Mr. Sharma said: “Roads are laid right through the elephant corridors. The frequency of trains in districts that have healthy elephant population has gone up. Rural electrification projects do not adhere to the parameters that can help to prevent electrocution of elephants.”
He said the train movement in the mineral-rich Keonjhar district had gone down to 13 minutes and, more importantly, trains passed through the critical forest area. “Under this circumstance, one should not hope that elephants would live a normal life in forest.”
But the dust deposited on green leaves by the movement of vehicles, mining and the disposal of fly-ash has emerged as the biggest threat to the survival of elephants.
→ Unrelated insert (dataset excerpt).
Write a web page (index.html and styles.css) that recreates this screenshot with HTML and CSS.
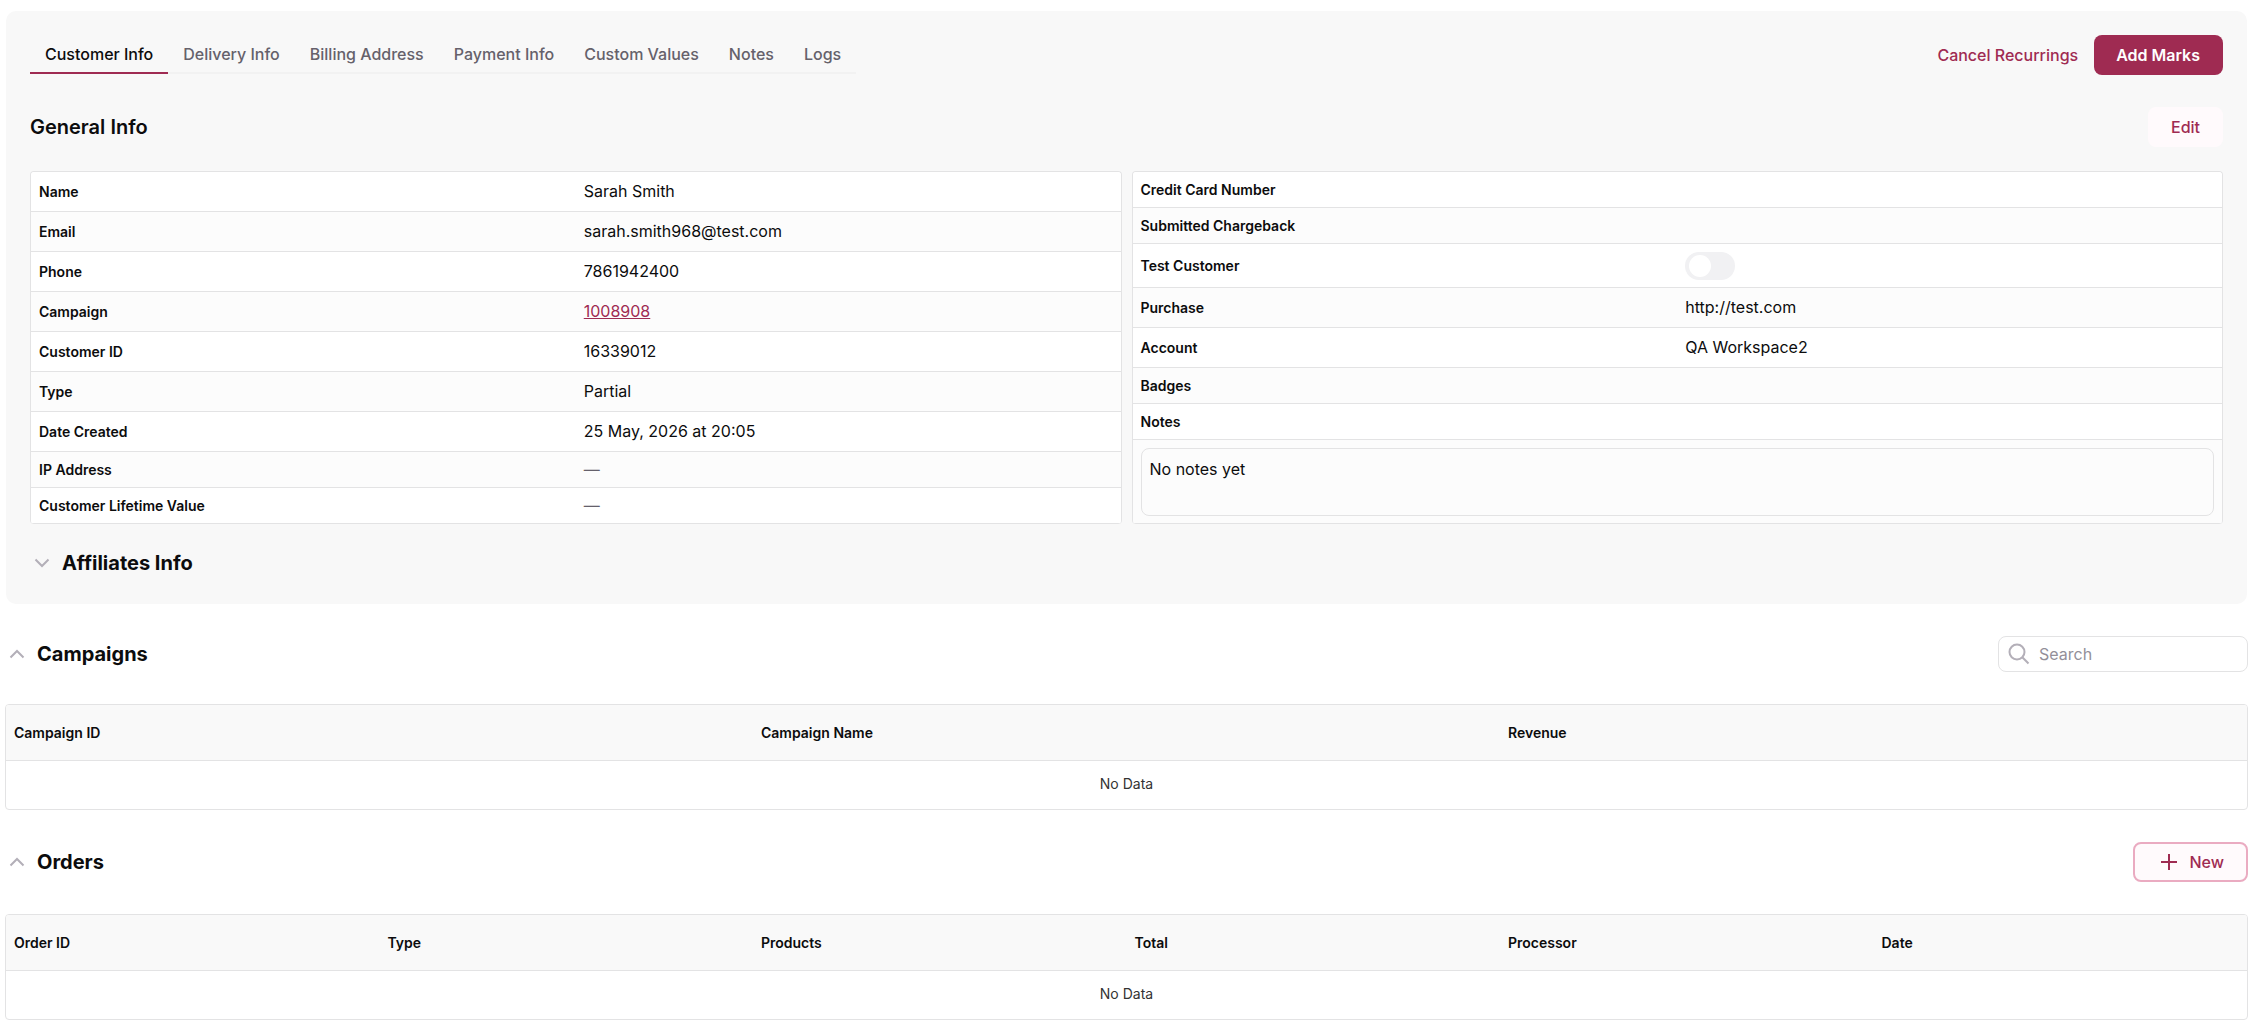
FILE: index.html
```html
<!doctype html>
<html lang="en">
<head>
  <meta charset="UTF-8">
  <meta name="viewport" content="width=device-width, initial-scale=1">
  <title>Customer Info</title>
  <link rel="stylesheet" href="styles.css">
</head>
<body>
  <main>
    <div class="panel">
      <div class="panel-top">
        <nav class="tabs">
          <a href="#customer" class="tab on">Customer Info</a>
          <a href="#delivery" class="tab">Delivery Info</a>
          <a href="#billing" class="tab">Billing Address</a>
          <a href="#payment" class="tab">Payment Info</a>
          <a href="#values" class="tab">Custom Values</a>
          <a href="#notes" class="tab">Notes</a>
          <a href="#logs" class="tab">Logs</a>
        </nav>
        <div class="actions">
          <button type="button" class="btn btn-text">Cancel Recurrings</button>
          <button type="button" class="btn btn-primary">Add Marks</button>
        </div>
      </div>

      <div class="panel-head">
        <h2 class="title">General Info</h2>
        <button type="button" class="btn btn-soft">Edit</button>
      </div>

      <div class="info">
        <table class="info-table">
          <tr><th scope="row">Name</th><td>Sarah Smith</td></tr>
          <tr><th scope="row">Email</th><td>sarah.smith968@test.com</td></tr>
          <tr><th scope="row">Phone</th><td>7861942400</td></tr>
          <tr><th scope="row">Campaign</th><td><a href="#campaign">1008908</a></td></tr>
          <tr><th scope="row">Customer ID</th><td>16339012</td></tr>
          <tr><th scope="row">Type</th><td>Partial</td></tr>
          <tr><th scope="row">Date Created</th><td>25 May, 2026 at 20:05</td></tr>
          <tr class="short"><th scope="row">IP Address</th><td class="none">—</td></tr>
          <tr class="short"><th scope="row">Customer Lifetime Value</th><td class="none">—</td></tr>
        </table>

        <table class="info-table">
          <tr class="short"><th scope="row">Credit Card Number</th><td></td></tr>
          <tr class="short"><th scope="row">Submitted Chargeback</th><td></td></tr>
          <tr class="tall"><th scope="row"><label for="test">Test Customer</label></th><td><input type="checkbox" id="test" class="switch"></td></tr>
          <tr><th scope="row">Purchase</th><td>http://test.com</td></tr>
          <tr><th scope="row">Account</th><td>QA Workspace2</td></tr>
          <tr class="short"><th scope="row">Badges</th><td></td></tr>
          <tr class="short"><th scope="row"><label for="note">Notes</label></th><td></td></tr>
          <tr><td colspan="2" class="note-cell"><textarea id="note" class="note" readonly>No notes yet</textarea></td></tr>
        </table>
      </div>

      <div class="fold">
        <button type="button" class="arrow" aria-label="Open Affiliates Info">
          <svg width="16" height="10" viewBox="0 0 16 10"><path d="M1.5 1.5L8 8L14.5 1.5"/></svg>
        </button>
        <h2 class="title">Affiliates Info</h2>
      </div>
    </div>

    <section>
      <div class="section-head">
        <button type="button" class="arrow" aria-label="Close Campaigns">
          <svg width="16" height="10" viewBox="0 0 16 10"><path d="M1.5 8.5L8 2L14.5 8.5"/></svg>
        </button>
        <h2 class="title">Campaigns</h2>
        <div class="search">
          <svg width="22" height="22" viewBox="0 0 22 22"><circle cx="9" cy="9" r="7.5"/><path d="M14.3 14.3L20.5 20.5"/></svg>
          <input type="text" placeholder="Search" aria-label="Search">
        </div>
      </div>
      <table class="list">
        <thead>
          <tr><th>Campaign ID</th><th>Campaign Name</th><th>Revenue</th></tr>
        </thead>
        <tbody>
          <tr><td colspan="3">No Data</td></tr>
        </tbody>
      </table>
    </section>

    <section>
      <div class="section-head">
        <button type="button" class="arrow" aria-label="Close Orders">
          <svg width="16" height="10" viewBox="0 0 16 10"><path d="M1.5 8.5L8 2L14.5 8.5"/></svg>
        </button>
        <h2 class="title">Orders</h2>
        <button type="button" class="btn btn-new">
          <svg width="16" height="16" viewBox="0 0 16 16"><path d="M8 0V16M0 8H16"/></svg>
          New
        </button>
      </div>
      <table class="list">
        <thead>
          <tr><th>Order ID</th><th>Type</th><th>Products</th><th>Total</th><th>Processor</th><th>Date</th></tr>
        </thead>
        <tbody>
          <tr><td colspan="6">No Data</td></tr>
        </tbody>
      </table>
    </section>
  </main>
</body>
</html>
```

FILE: styles.css
```css
*{margin:0;
  padding:0;
  box-sizing:border-box;}
body{padding:11px 6px 11px 5px;
     background:#fff;
     color:#0c0c0d;
     font:16px/20px Inter, "Liberation Sans", sans-serif;}
button, input, textarea{font:inherit;
                        color:inherit;}
svg{display:block;
    fill:none;
    stroke:#b3afb8;
    stroke-width:2;}

/* customer panel */
.panel{margin:0 1px;
       padding:24px 24px 26px;
       background:#f8f8f8;
       border-radius:10px;}
.panel-top, .panel-head{display:flex;
                        justify-content:space-between;
                        align-items:flex-start;}
.panel-head{align-items:center;
            margin:32px 0 24px;}
.tabs{display:flex;}
.tab{padding:9px 15px 8px;
     border-bottom:2px solid #f2f2f2;
     color:#65616b;
     font-weight:500;
     text-decoration:none;}
.tab.on{color:#0c0c0d;
        border-color:#9f2b52;}
.title{font-size:20px;
       line-height:30px;
       font-weight:600;}

/* buttons */
.actions{display:flex;}
.btn{height:40px;
     padding:0 23px;
     border:0;
     border-radius:8px;
     background:none;
     color:#9f2b52;
     font-weight:500;
     cursor:pointer;}
.btn-text{padding:0 16px;}
.btn-primary{padding:0 23px 0 22px;
             background:#9f2b52;
             color:#fff;
             font-weight:600;}
.btn-soft{background:#fffafc;}
.btn-new{display:flex;
         align-items:center;
         gap:13px;
         margin-left:auto;
         padding:0 22px 0 26px;
         border:2px solid #eaabc1;
         background:#fffafc;}
.btn-new svg{stroke:#9f2b52;}

/* general info */
.info{display:grid;
      grid-template-columns:1fr 1fr;
      gap:10px;}
.info-table, .list{width:100%;
                   table-layout:fixed;
                   border:1px solid #e3e3e4;
                   border-radius:4px;
                   border-spacing:0;
                   overflow:hidden;}
.info-table{border-bottom:0;}
.info-table tr{height:40px;
               background:#fff;}
.info-table tr:nth-child(even){background:#fcfcfc;}
.info-table .short{height:36px;}
.info-table .tall{height:44px;}
.info-table th, .info-table td{padding:0 8px;
                               border-bottom:1px solid #e3e3e4;
                               text-align:left;
                               vertical-align:middle;}
.info-table th{font-size:14px;
               font-weight:600;}
.info-table td{padding-bottom:2px;}
.info-table a{color:#9f2b52;}
.info-table .none{color:#65616b;}
.info-table .note-cell{padding:8px 8px 7px;}
.note{display:block;
      width:100%;
      height:68px;
      padding:10px 8px;
      border:1px solid #e3e3e4;
      border-radius:8px;
      background:none;
      resize:none;
      outline:0;}
.switch{display:block;
        appearance:none;
        width:50px;
        height:28px;
        padding:3px 4px;
        border-radius:14px;
        background:#f1f1f3;
        cursor:pointer;}
.info-table .tall td{padding-bottom:0;}
.switch:before{content:"";
               display:block;
               width:22px;
               height:22px;
               border-radius:50%;
               background:#fff;}
.switch:checked{background:#9f2b52;
                padding-left:24px;}

/* headings that open and close */
.fold, .section-head{display:flex;
                     align-items:center;}
.fold{margin-top:24px;}
.arrow{padding:4px;
       border:0;
       background:none;
       cursor:pointer;}
.arrow + .title{margin-left:8px;
                font-weight:700;}
.section-head{margin:32px 0;}
.search{display:flex;
        align-items:center;
        gap:9px;
        width:250px;
        height:36px;
        margin-left:auto;
        padding:0 9px;
        border:1px solid #e3e3e4;
        border-radius:8px;}
.search svg{flex:none;}
.search input{flex:1;
              min-width:0;
              border:0;
              outline:0;
              background:none;}
.search input::placeholder{color:#938f99;
                           opacity:1;}

/* lists */
.list th{height:56px;
         padding:0 8px;
         border-bottom:1px solid #e3e3e4;
         background:#f9f9f9;
         font-size:14px;
         font-weight:600;
         text-align:left;}
.list td{height:48px;
         padding-bottom:3px;
         color:#333;
         font-size:14px;
         text-align:center;}
```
As the State braces itself for generation of over 40,000 MW of thermal power, the situation is likely to change for the worse.
The State government had thought of restoring elephant corridors. But the plan had a lot of chinks. A plan to acquire land from farmers and make it green for creating a contiguous forest was shelved as it would have created more animosity between humans and elephants.
With development taking place faster, especially in the mineral-based sector, elephant conservation has taken a back seat. “Our views need to be incorporated into all development plans so that elephant deaths can be minimised,” Mr. Sharma said.
During the last decade-and-a-half, the government has received investment proposals worth more than Rs. 1,30,0000 crore, mostly in the mineral sector. Even if half of it comes through, elephants will be left with hardly any space to live in, says Prasanna Behera, an Angul-based wildlife activist.